Russian Prime Minister Vladimir Putin criticized the repressive measures taken by Assad and dismissed suggestions that Russia was politically supporting Syria, a former client state of the Soviet Union. Putin said that Russia continued to oppose a UN Security Council resolution condemning the Syrian crackdown because the last such resolution, adopted against Libya, had been “over-interpreted” as a pretext for the US-NATO attack on that country.

The British government has reportedly abandoned efforts to get a UN Security Council resolution in favor of stepped-up economic sanctions from the European Union. EU foreign ministers were to meet on the Syrian crisis later in the week.

The Obama administration has sought to exert pressure primarily through Turkey, Syria’s neighbor to the north and a member of the US-dominated NATO. President Obama had a long telephone discussion with Turkish Prime Minister Tayyip Recip Erdogan Monday, and Turkish President Abdullah Gul declared that Assad’s promises of reform were inadequate.

The Obama administration has not yet called for Assad’s ouster, despite loud (and entirely hypocritical) criticism in the media of the bloody repression against protesters. This includes an editorial Saturday in the New York Times that ends, “The only way to end Syria’s nightmare is for Bashar al-Assad to go.”

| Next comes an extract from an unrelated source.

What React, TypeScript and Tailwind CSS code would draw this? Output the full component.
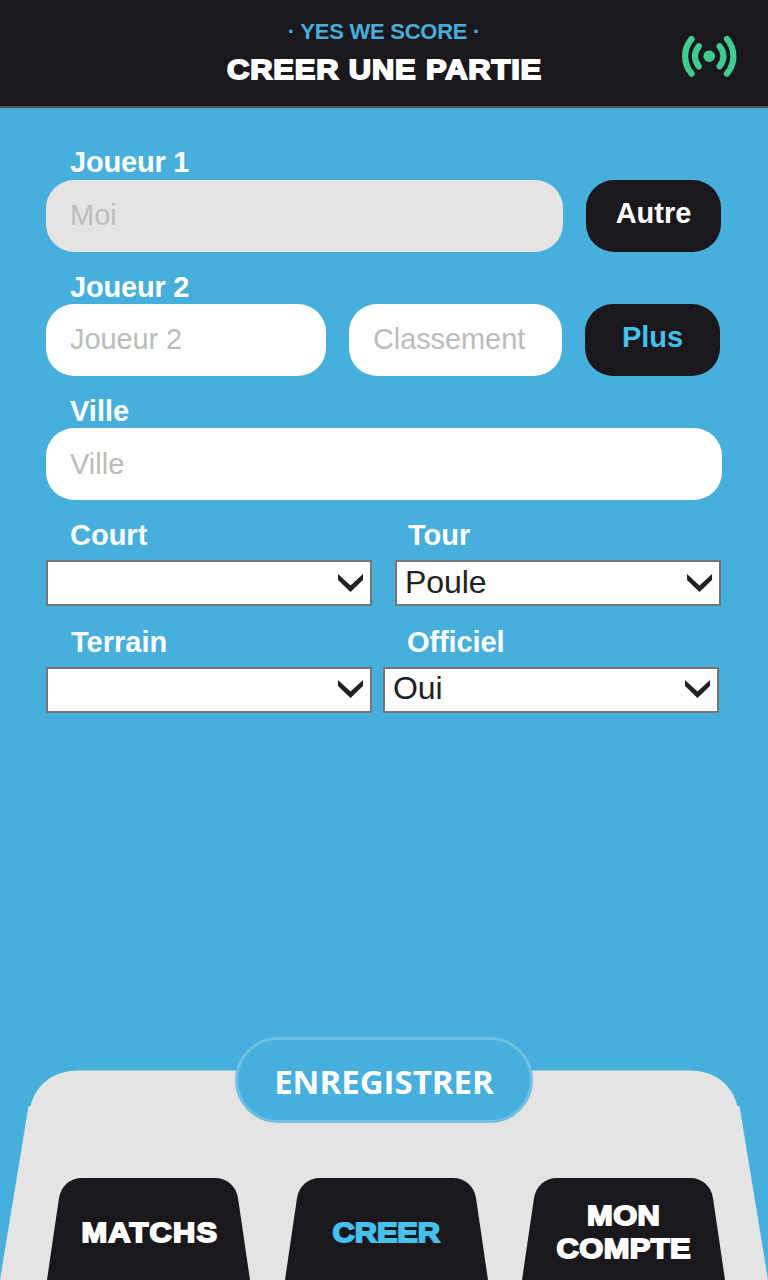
import React from "react";

const sans = "font-['Liberation_Sans',Arial,sans-serif]";
const heavy =
  "font-['Liberation_Sans',Arial,sans-serif] font-bold text-[28.3px] scale-x-[1.09] whitespace-nowrap [-webkit-text-stroke:1.8px_currentColor]";

function Label({ text, className = "" }: { text: string; className?: string }) {
  return (
    <div className={`pl-6 text-[29px] font-bold leading-9 whitespace-nowrap text-white ${className}`}>
      <span>{text}</span>
    </div>
  );
}

function Field({ placeholder, className = "", disabled = false }: { placeholder: string; className?: string; disabled?: boolean }) {
  return (
    <input
      type="text"
      placeholder={placeholder}
      disabled={disabled}
      className={`min-w-0 rounded-[28px] px-6 text-[29px] leading-9 outline-none placeholder:text-[#bcbcbc] placeholder:opacity-100 ${
        disabled ? "bg-[#e4e4e4]" : "bg-white"
      } ${className}`}
    />
  );
}

function Select({ value, className = "" }: { value: string; className?: string }) {
  return (
    <div className={`flex items-center justify-between border-2 border-[#757575] bg-white pr-[7px] pb-px pl-2 text-[32px] tracking-[-0.1px] text-[#212121] ${className}`}>
      <span className="-mt-0.5 leading-9">{value}</span>
      <svg viewBox="0 0 25 18" className="h-[18px] w-[25px] shrink-0">
        <path d="M0 0L12.5 11.5L25 0V6L12.5 18L0 6Z" fill="#212121" />
      </svg>
    </div>
  );
}

function SignalIcon() {
  return (
    <svg viewBox="681 35 57 43" className="h-[43px] w-[57px]" fill="none" stroke="#42cb91" strokeWidth="6.2" strokeLinecap="round">
      <circle cx="709.2" cy="56.2" r="5.8" fill="#42cb91" stroke="none" />
      <path d="M691.5 39C683 49 683 63.5 691.5 73.6" />
      <path d="M698.8 46.2C693.7 52.5 693.7 60 698.8 66.4" />
      <path d="M727 39C735.5 49 735.5 63.5 727 73.6" />
      <path d="M719.6 46.2C724.7 52.5 724.7 60 719.6 66.4" />
    </svg>
  );
}

function Tab({ lines, tracking, active = false }: { lines: string[]; tracking: string; active?: boolean }) {
  return (
    <button className="relative flex h-[102px] w-[203px] flex-col items-center justify-center pt-[6px]">
      <svg viewBox="0 0 203 102" className="absolute inset-0 h-full w-full">
        <path d="M0 102L12 20C14 8 23 0 35 0H168C180 0 189 8 191 20L203 102Z" fill="#1a181d" />
      </svg>
      {lines.map((line) => (
        <span
          key={line}
          className={`relative leading-[33px] ${heavy} ${tracking} ${active ? "text-[#46c0ec]" : "text-white"}`}
        >
          {line}
        </span>
      ))}
    </button>
  );
}

export default function App() {
  return (
    <div className={`flex h-[1280px] w-[768px] flex-col overflow-hidden bg-[#46afdb] ${sans}`}>
      <header className="relative flex h-[108px] shrink-0 flex-col items-center border-b-2 border-[#555459] bg-[#1a181d] pt-[19px]">
        <p className="text-[22px] font-bold leading-[26px] tracking-[-0.25px] text-[#46afdb]">· YES WE SCORE ·</p>
        <h1 className={`mt-[7px] pl-px leading-[34px] tracking-[0.8px] text-white ${heavy}`}>CREER UNE PARTIE</h1>
        <div className="absolute top-[35px] right-[30px]">
          <SignalIcon />
        </div>
      </header>

      <main className="flex grow flex-col px-[46px] pt-9">
        <Label text="Joueur 1" className="h-9 tracking-[-0.2px]" />
        <div className="flex h-[71.5px] gap-[23px]">
          <Field placeholder="Moi" disabled className="w-[517px] pb-0.5" />
          <button className="w-[135px] rounded-[28px] bg-[#1a181d] pb-[5px] text-[29px] font-bold text-white">Autre</button>
        </div>

        <Label text="Joueur 2" className="mt-[17px] h-[35.5px] tracking-[-0.2px]" />
        <div className="flex h-[72px] gap-[23px]">
          <Field placeholder="Joueur 2" className="w-[280px] pb-0.5 tracking-[-0.1px]" />
          <Field placeholder="Classement" className="w-[213px] pb-0.5 tracking-[-0.1px]" />
          <button className="w-[135px] rounded-[28px] bg-[#1a181d] pb-[5px] text-[29px] font-bold text-[#46c0ec]">Plus</button>
        </div>

        <Label text="Ville" className="mt-[17px] h-[35.3px]" />
        <Field placeholder="Ville" className="h-[72px] w-[676.3px] shrink-0" />

        <div className="mt-[16.7px] flex">
          <Label text="Court" className="w-[338px]" />
          <Label text="Tour" className="w-[338px]" />
        </div>
        <div className="mt-[7.5px] flex gap-[23px]">
          <Select value="" className="h-[46px] w-[326px]" />
          <Select value="Poule" className="h-[46px] w-[326px]" />
        </div>
        <div className="mt-[17.5px] flex">
          <Label text="Terrain" className="w-[337px] pl-[25px]" />
          <Label text="Officiel" className="w-[338px] tracking-[-0.1px]" />
        </div>
        <div className="mt-[7px] flex gap-[11px]">
          <Select value="" className="h-[46px] w-[326px]" />
          <Select value="Oui" className="h-[46px] w-[336px]" />
        </div>
      </main>

      <footer className="relative flex h-[243px] shrink-0 flex-col items-center justify-between">
        <svg viewBox="0 0 768 210" className="absolute bottom-0 left-0 h-[210px] w-full">
          <path d="M0 210L28.5 36H30.5C36 14 54 0.5 78 0.5H690C714 0.5 732 14 737.5 36H739.5L768 210Z" fill="#e4e4e4" />
        </svg>
        <button className="relative h-[86px] w-[298px] rounded-[43px] border-[3px] border-[#6ec1e2] bg-[#46afdd] pt-[3px] font-['Open_Sans','Noto_Sans',sans-serif] text-[33px] font-bold text-white">
          ENREGISTRER
        </button>
        <nav className="flex gap-[34.5px] pl-1">
          <Tab lines={["MATCHS"]} tracking="tracking-[1.1px] pl-[2px]" />
          <Tab lines={["CREER"]} tracking="tracking-[-0.1px]" active />
          <Tab lines={["MON", "COMPTE"]} tracking="tracking-[0.4px] pl-px" />
        </nav>
      </footer>
    </div>
  );
}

Both Washington and the European imperialist powers have sought to utilize the crisis in Syria to pressure Assad to abandon his longstanding alliance with Iran and adopt a more conciliatory foreign policy, particularly towards Israel.

Meanwhile, across the border in Lebanon, the Lebanese army was mobilized to halt clashes between pro- and anti-Assad groups in the city of Tripoli, separating the Bab al-Tebbaneh neighborhood, largely Sunni Muslim, from the Jabal Mohsen neighborhood, largely Alawite, the Shiite-linked sect to which the Assads and the Syrian ruling clique belong. As many as seven people were killed and 48 wounded in a gunfight along the border between the two sectors of the city.